Council member Ed Driggs, one of two Republicans on the board, joined in a swelling email thread with a more decorous version of the phrase. “CMPD is charged with keeping our community safe; they can’t be held accountable for our safety if we tie their hands when it comes to the equipment they need,” he wrote. “It is also unreasonable to expect them to make things easy for potential troublemakers by communicating details of their plans and capabilities to the whole world.”

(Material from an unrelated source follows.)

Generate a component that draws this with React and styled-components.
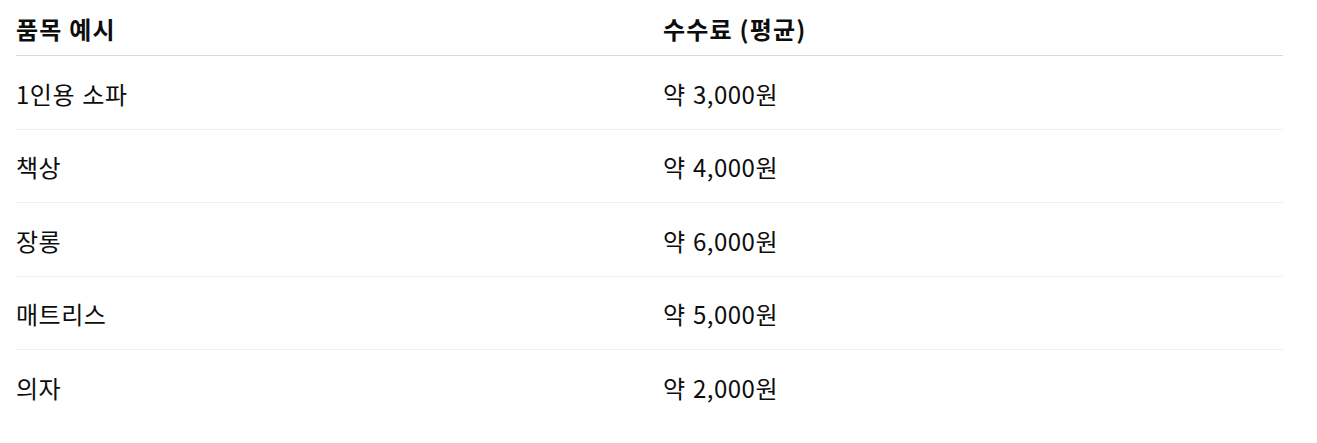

It remains unclear when or whether council members will publicly discuss what to do about all this. Members did not address it during their meeting Monday. There’s still plenty of time before the convention. But all of them—including city administration and CMPD—have been performing a delicate dance with the public, especially racial minorities with ample reason to distrust the police, since 2016. It doesn’t seem unreasonable for the department to disclose generally what it intends to buy in advance of the RNC, especially given that Cleveland made such details public before it hosted the convention in 2016. The Cleveland convention, thankfully, passed with no serious incidents. Charlotte may not be that lucky. But it certainly seems that its citizens ought to have some idea beforehand of what’s being bought and deployed in their name, with their tax dollars, and purportedly for their safety.